C’est principalement la question de la menace de la liberté sur Internet qui est dénoncée par ses nombreux opposants. Selon l’article 27.4 de l’accord, les signataires peuvent prévoir d’ “ordonner à un fournisseur de services en ligne de divulguer rapidement au détenteur du droit [d’auteur] des renseignements suffisants pour lui permettre d’identifier un abonné” qui aurait téléchargé illégalement. Cette disposition institue donc de nouvelles obligations de coopération avec les fournisseurs d’accès à Internet (FAI). Pour l’eurodéputé Françoise Castex (France, S&D), les FAI deviendraient ainsi “des super gendarmes chargés de surveiller leur réseau” .

D’après l’article 23 du traité, un pays signataire sera autorisé à sanctionner pénalement des activités gratuites, parce qu’elles ne devraient être exercées, selon l’Acta, qu’ “à une échelle commerciale” . La définition, très large, de l’activité commerciale est remise en cause : “les actes commis à une échelle commerciale incluent au moins ceux commis via une activité commerciale pour des intérêts économiques directs ou indirects ou un avantage commercial” .

L’article 36 préoccupe encore l’opinion publique. Ce dernier crée le “Comité Acta” , organisme de gouvernance indépendant des institutions internationales qui, selon l’article 42, aurait la possibilité de modifier l’accord après sa ratification, sans contrôle par les parlements nationaux.

L’opacité dans le processus de négociation

Les négociations sur l’Acta ont débuté en juin 2008 et sont poursuivies jusqu’en octobre 2010, avant que la signature de l’accord n’intervienne le 26 janvier dernier à Tokyo. L’Acta concerne 22 des 27 gouvernements européens, les Etats-Unis, le Japon, le Canada, la Nouvelle-Zélande, l’Australie, Singapour, la Corée du Sud, le Maroc, le Mexique et la Suisse.

Parmi les nombreux reproches formulés à l’encontre du traité, figurent l’opacité dans le processus de négociation. En réponse à ces accusations de non-transparence, la Commission européenne a publié la semaine dernière un document retraçant les différentes phases de négociations de l’accord multilatéral. La Commission “nie fermement avoir fourni un accès préférentiel à de l’information à un quelconque groupe” et assure que les négociations se sont déroulées avec la participation des représentants des pays négociateurs, et que le Parlement européen a été dûment informé de leur évolution.

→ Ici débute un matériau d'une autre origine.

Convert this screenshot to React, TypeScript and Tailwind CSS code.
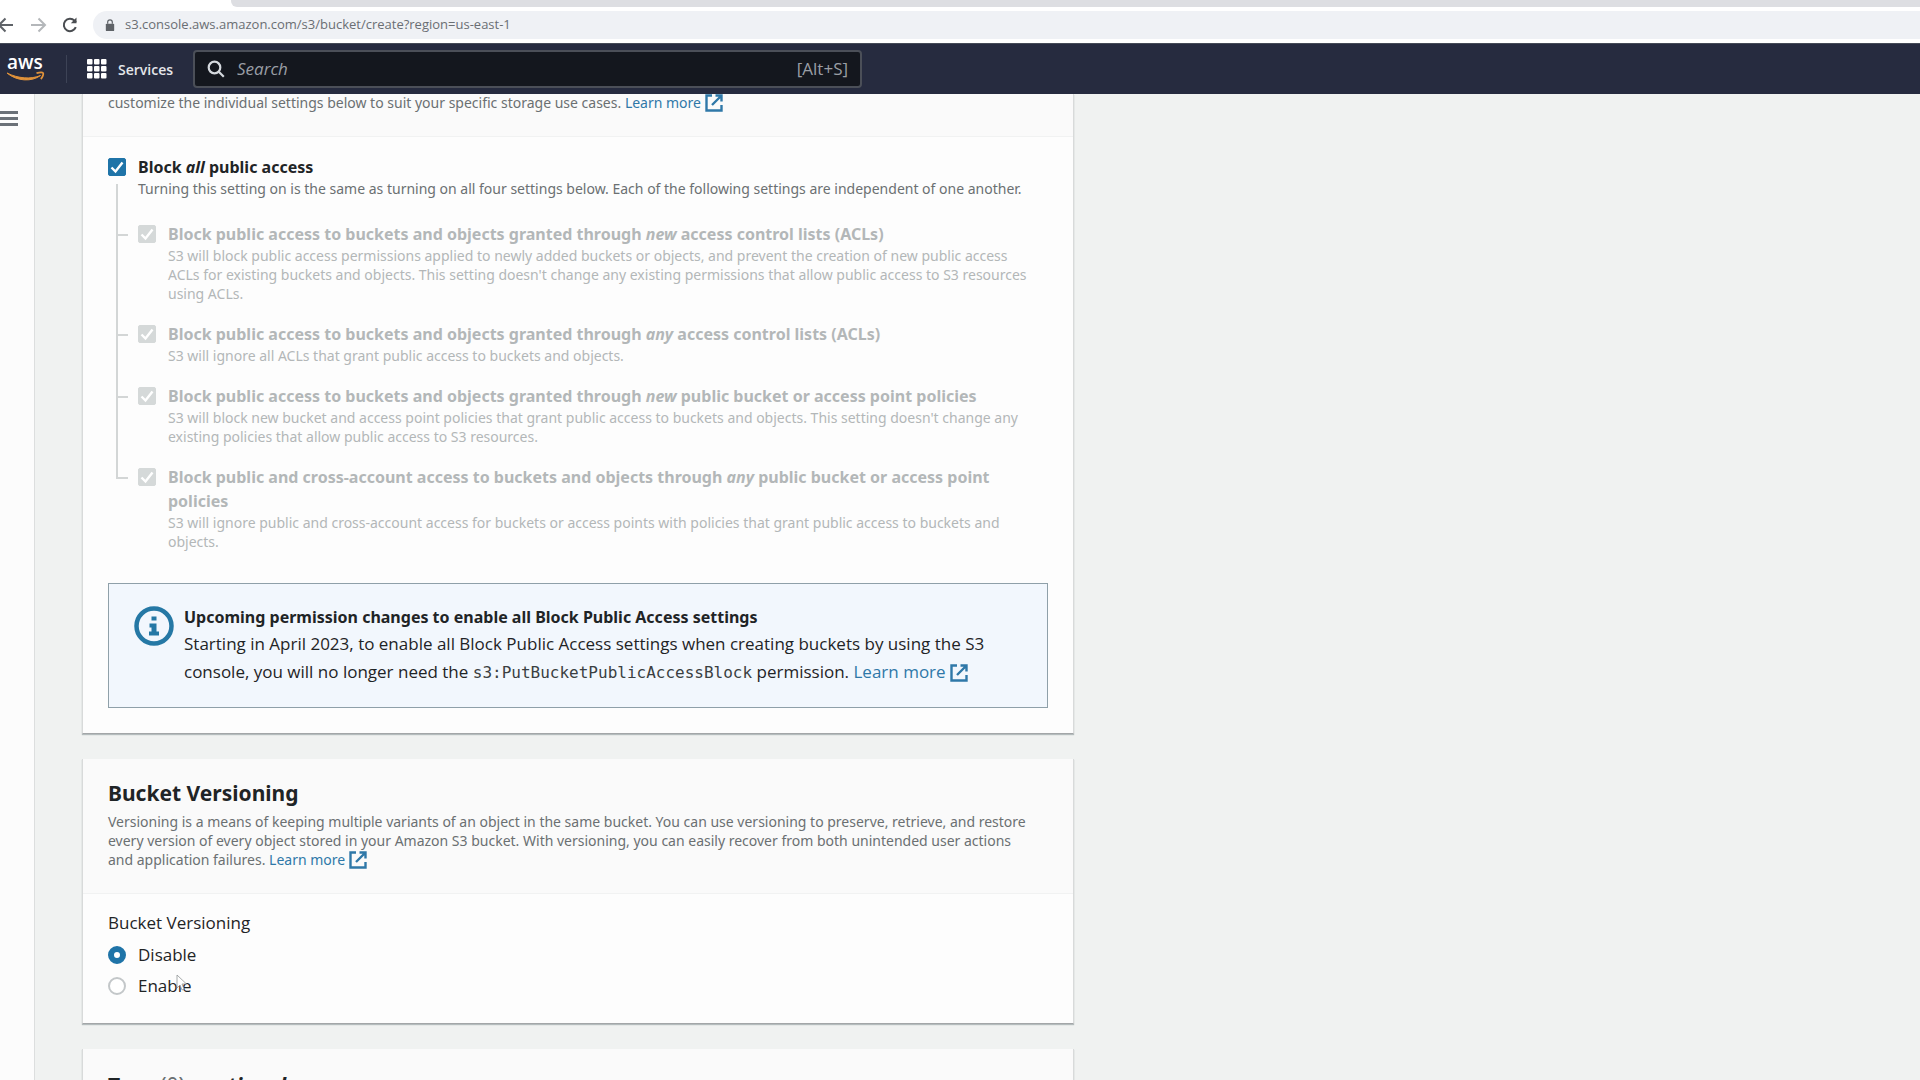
import React, { useState } from 'react';

interface AccessSetting {
  id: string;
  title: React.ReactNode;
  description: string;
}

const ACCESS_SETTINGS: AccessSetting[] = [
  {
    id: 'new-acls',
    title: <>Block public access to buckets and objects granted through <em>new</em> access control lists (ACLs)</>,
    description:
      "S3 will block public access permissions applied to newly added buckets or objects, and prevent the creation of new public access ACLs for existing buckets and objects. This setting doesn't change any existing permissions that allow public access to S3 resources using ACLs.",
  },
  {
    id: 'any-acls',
    title: <>Block public access to buckets and objects granted through <em>any</em> access control lists (ACLs)</>,
    description: 'S3 will ignore all ACLs that grant public access to buckets and objects.',
  },
  {
    id: 'new-policies',
    title: <>Block public access to buckets and objects granted through <em>new</em> public bucket or access point policies</>,
    description:
      "S3 will block new bucket and access point policies that grant public access to buckets and objects. This setting doesn't change any existing policies that allow public access to S3 resources.",
  },
  {
    id: 'any-policies',
    title: <>Block public and cross-account access to buckets and objects through <em>any</em> public bucket or access point policies</>,
    description:
      'S3 will ignore public and cross-account access for buckets or access points with policies that grant public access to buckets and objects.',
  },
];

const ExternalIcon = () => (
  <svg viewBox="0 0 18 18" className="inline-block h-[18px] w-[18px] align-[-4px]" fill="none" stroke="currentColor" strokeWidth="2.4" aria-hidden="true">
    <path d="M7 1.500H1.500v15h15V11" />
    <path d="M10.500 1.500h6v6M16 2 7 11" />
  </svg>
);

const LearnMore = () => (
  <a href="#learn-more" className="whitespace-nowrap text-[#2f78a8]">
    Learn more <ExternalIcon />
  </a>
);

const AwsLogo = () => (
  <svg viewBox="0 0 40 36" className="h-9 w-10" aria-label="aws">
    <text x="0" y="18" fill="#fff" fontSize="19" fontFamily="Open Sans, sans-serif" fontWeight="600">aws</text>
    <path d="M0 22C10 30.500 25 31 33.500 24.500 24 28.500 11 27.500 0 22Z" fill="#e0923a" stroke="#e0923a" strokeWidth="1" />
    <path d="M29.500 22.200c3-.9 6-.9 6.600-.2.600.9-.4 4.200-2.300 6" fill="none" stroke="#e0923a" strokeWidth="1.800" />
  </svg>
);

interface CheckboxProps {
  id: string;
  checked: boolean;
  disabled?: boolean;
  onChange?: () => void;
}

const Checkbox: React.FC<CheckboxProps> = ({ id, checked, disabled, onChange }) => (
  <span className="relative block h-[18px] w-[18px] shrink-0">
    <input
      id={id}
      type="checkbox"
      checked={checked}
      disabled={disabled}
      onChange={onChange}
      className="block h-[18px] w-[18px] appearance-none rounded-xs border border-[#8a9296] bg-white checked:border-[#1f74a8] checked:bg-[#1f74a8] disabled:border-[#d5d9d9] disabled:bg-[#d5d9d9]"
    />
    {checked && (
      <svg viewBox="0 0 18 18" className="pointer-events-none absolute inset-0" fill="none" stroke="#fff" strokeWidth="2.4" aria-hidden="true">
        <path d="m3.500 9.500 4 4 7-9" />
      </svg>
    )}
  </span>
);

const Card: React.FC<{ header: React.ReactNode; children?: React.ReactNode }> = ({ header, children }) => (
  <section className="border border-t-0 border-x-[#d8dada] border-b-[#a3a6a8] bg-[#fdfdfd] shadow-[0_1px_1px_0_rgba(0,28,36,0.25)]">
    <div className="border-b border-[#f1f2f2] bg-[#fafafa] px-[25px] pb-6">{header}</div>
    {children}
  </section>
);

const BrowserBar = () => (
  <div className="shrink-0 bg-white text-[#5f6368]">
    <div className="flex h-[7px] bg-white">
      <div className="w-[231px]" />
      <div className="flex-1 rounded-bl-md bg-[#dddee2]" />
    </div>
    <div className="flex h-9 items-center">
      <button aria-label="Back" className="-ml-1 w-[18px]">
        <svg viewBox="0 0 18 18" className="h-[18px] w-[18px]" fill="none" stroke="#5f6368" strokeWidth="2"><path d="M17 9H3M9.500 2.500 3 9l6.500 6.500" /></svg>
      </button>
      <button aria-label="Forward" className="ml-4 w-[18px]">
        <svg viewBox="0 0 18 18" className="h-[18px] w-[18px]" fill="none" stroke="#b4b7ba" strokeWidth="2"><path d="M1 9h13M8.500 2.500 15 9l-6.500 6.500" /></svg>
      </button>
      <button aria-label="Reload" className="ml-[13px] w-[18px]">
        <svg viewBox="0 0 18 18" className="h-[18px] w-[18px]" fill="none" stroke="#4a4d51" strokeWidth="2"><path d="M14.800 11.200A6.200 6.200 0 1 1 13.500 4.600L15 6.200" /><path d="M15.500 1.500v5.700H9.800Z" fill="#4a4d51" stroke="none" /></svg>
      </button>
      <div className="ml-[14px] flex h-7 flex-1 items-center rounded-l-full bg-[#eff1f5] pl-3">
        <svg viewBox="0 0 10 14" className="h-[13px] w-[10px]" aria-hidden="true">
          <rect x="0.500" y="5" width="9" height="8" rx="1" fill="#5f6368" />
          <path d="M2.500 5V3.500a2.500 2.500 0 0 1 5 0V5" fill="none" stroke="#5f6368" strokeWidth="1.300" />
        </svg>
        <input aria-label="Address" readOnly value="s3.console.aws.amazon.com/s3/bucket/create?region=us-east-1" className="ml-[10px] flex-1 bg-transparent font-['Open_Sans',sans-serif] text-[13px] text-[#6a6e73] outline-none" />
      </div>
    </div>
  </div>
);

const ConsoleHeader = () => (
  <header className="flex h-[51px] shrink-0 items-center border-t border-[#454b57] bg-[#262b3f] font-['Open_Sans',sans-serif] text-white">
    <a href="#home" aria-label="AWS home" className="ml-[7px]"><AwsLogo /></a>
    <div className="ml-[19px] h-7 w-px bg-[#3d4356]" />
    <button className="ml-5 flex items-center gap-[11px] text-[14px] font-semibold text-[#e4e6ea]">
      <svg viewBox="0 0 20 20" className="h-5 w-5" fill="#fff" aria-hidden="true">
        {[0, 7, 14].map(y => [0, 7, 14].map(x => <rect key={`${x}-${y}`} x={x} y={y} width="5.500" height="5.500" rx="1" />))}
      </svg>
      Services
    </button>
    <label className="ml-5 flex h-[38px] w-[669px] items-center rounded-sm border-2 border-[#4b4f58] bg-[#14171e] px-3">
      <svg viewBox="0 0 18 18" className="h-[18px] w-[18px]" fill="none" stroke="#d5d9de" strokeWidth="2.200" aria-hidden="true">
        <circle cx="7.500" cy="7.500" r="5.800" /><path d="m11.800 11.800 5 5" />
      </svg>
      <input type="search" placeholder="Search" aria-label="Search" className="ml-3 min-w-0 flex-1 bg-transparent text-[17px] outline-none placeholder:text-[#9a9ea5] placeholder:italic" />
      <span className="text-[17px] text-[#9a9ea5]">[Alt+S]</span>
    </label>
  </header>
);

const App: React.FC = () => {
  const [blockAll, setBlockAll] = useState(true);
  const [versioning, setVersioning] = useState('Disable');

  return (
    <div className="flex h-screen flex-col overflow-hidden bg-[#f0f2f1] font-['Noto_Sans',sans-serif] text-[#1f2426]">
      <BrowserBar />
      <ConsoleHeader />

      <div className="flex min-h-0 flex-1">
        <nav className="w-[35px] shrink-0 border-r border-[#dcdede] bg-[#fcfcfc]">
          <button aria-label="Open navigation" className="mt-[17px] flex w-[18px] flex-col gap-[3px]">
            <span className="h-[3px] w-full bg-[#6b7178]" />
            <span className="h-[3px] w-full bg-[#6b7178]" />
            <span className="h-[3px] w-full bg-[#6b7178]" />
          </button>
        </nav>

        <main className="ml-[47px] w-[992px]">
          <div className="flex flex-col gap-[25px]">
            {/* Block Public Access */}
            <Card
              header={
                <p className="text-[14px] leading-[18px] text-[#6b7072]">
                  customize the individual settings below to suit your specific storage use cases. <LearnMore />
                </p>
              }
            >
              <div className="px-[25px] pt-[18px] pb-[25px]">
                <div className="flex gap-3">
                  <div className="flex w-[18px] flex-col pt-[3px]">
                    <Checkbox id="block-all" checked={blockAll} onChange={() => setBlockAll(!blockAll)} />
                    <span className="mt-2 ml-2 flex-1 border-l-2 border-[#d3d6d6]" />
                  </div>
                  <div className="pb-6">
                    <label htmlFor="block-all" className="block text-[16px] leading-6 font-bold">
                      Block <em>all</em> public access
                    </label>
                    <p className="pr-[18px] text-[14px] leading-[19px] text-[#6b7072]">
                      Turning this setting on is the same as turning on all four settings below. Each of the following settings are independent of one another.
                    </p>
                  </div>
                </div>

                <ul className="ml-2">
                  {ACCESS_SETTINGS.map((setting, index) => {
                    const last = index === ACCESS_SETTINGS.length - 1;
                    return (
                      <li key={setting.id} className="flex">
                        <div className="flex w-[22px] shrink-0 flex-col">
                          <span className="h-[14px] w-3 border-b-2 border-l-2 border-[#d3d6d6]" />
                          {!last && <span className="flex-1 border-l-2 border-[#d3d6d6]" />}
                        </div>
                        <div className="pt-[3px]">
                          <Checkbox id={setting.id} checked={blockAll} disabled />
                        </div>
                        <div className={last ? 'ml-3' : 'ml-3 pb-[19px]'}>
                          <label htmlFor={setting.id} className="block text-[16px] leading-6 font-bold text-[#b3b7b8]">
                            {setting.title}
                          </label>
                          <p className="pr-[18px] text-[14px] leading-[19px] text-[#b3b7b8]">{setting.description}</p>
                        </div>
                      </li>
                    );
                  })}
                </ul>

                <div className="mt-8 flex gap-[10px] border border-[#8fa0a9] bg-[#f2f7fd] px-[25px] pt-5 pb-5">
                  <svg viewBox="0 0 40 40" className="mt-[2px] h-10 w-10 shrink-0" aria-hidden="true">
                    <circle cx="20" cy="20" r="17.500" fill="none" stroke="#2578a5" strokeWidth="4.500" />
                    <path d="M17.500 10.500h5v4h-5zM15.500 17.500h7v8h2.500v4h-10v-4h2.500v-4h-2z" fill="#2578a5" />
                  </svg>
                  <div>
                    <h3 className="text-[16px] leading-[26px] font-bold">
                      Upcoming permission changes to enable all Block Public Access settings
                    </h3>
                    <p className="font-['Open_Sans',sans-serif] text-[17px] leading-7">
                      Starting in April 2023, to enable all Block Public Access settings when creating buckets by using the S3 console, you will no longer need the{' '}
                      <code className="font-['DejaVu_Sans_Mono',monospace] text-[16px] text-[#3a3f42]">s3:PutBucketPublicAccessBlock</code> permission. <LearnMore />
                    </p>
                  </div>
                </div>
              </div>
            </Card>

            {/* Bucket Versioning */}
            <Card
              header={
                <div className="pt-5">
                  <h2 className="mb-[5px] text-[21px] leading-7 font-bold">Bucket Versioning</h2>
                  <p className="pr-[18px] text-[14px] leading-[19px] text-[#6b7072]">
                    Versioning is a means of keeping multiple variants of an object in the same bucket. You can use versioning to preserve, retrieve, and restore every version of every object stored in your Amazon S3 bucket. With versioning, you can easily recover from both unintended user actions and application failures. <LearnMore />
                  </p>
                </div>
              }
            >
              <fieldset className="px-[25px] pt-4 pb-6 font-['Open_Sans',sans-serif]">
                <legend className="float-left mb-[6px] w-full text-[17px] leading-[26px]">Bucket Versioning</legend>
                <div className="clear-both flex flex-col gap-[5px]">
                  {['Disable', 'Enable'].map(option => (
                    <label key={option} className="flex items-center gap-3 text-[17px] leading-[26px]">
                      <input
                        type="radio"
                        name="versioning"
                        value={option}
                        checked={versioning === option}
                        onChange={() => setVersioning(option)}
                        className="h-[18px] w-[18px] appearance-none rounded-full border-2 border-[#c3c7c9] bg-white checked:border-[6px] checked:border-[#1f74a8]"
                      />
                      {option}
                    </label>
                  ))}
                </div>
              </fieldset>
            </Card>

            {/* Tags */}
            <Card
              header={
                <div className="pt-[22px]">
                  <h2 className="text-[21px] leading-7 font-bold">
                    Tags <span className="font-normal text-[#6b7072]">(0)</span> - <em>optional</em>
                  </h2>
                </div>
              }
            />
          </div>
        </main>
      </div>

      {/* Pointer */}
      <svg viewBox="0 0 12 18" className="pointer-events-none absolute top-[974px] left-[176px] h-[18px] w-3" aria-hidden="true">
        <path d="M1 1v13l3-3 2 5 2-1-2-5h4.500Z" fill="#fff" stroke="#8f9496" strokeWidth="0.800" />
      </svg>
    </div>
  );
};

export default App;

En savoir plus : Transparency of ACTA negotiations - Commission européenne


Selon ce document, le Parlement a reçu au cours des différentes étapes de la négociation, sept versions provisoires de l’accord, trois rapports détaillés des négociations et 14 notes et documents de travail interne. Des réunions de consultation publiques, ouvertes à tous, ont été organisées en juin 2008, avril 2009, mars 2010 et janvier 2011. La Commission européenne a également répondu à une cinquantaine de questions sur l’Acta de députés européens.

Très divisés sur la question, les eurodéputés reprochent l’accès tardif au document. Pour la députée européenne Marietje Schaake (Allemagne, ALDE) “Les parlements ont été largement contournés, ainsi que le processus démocratique” .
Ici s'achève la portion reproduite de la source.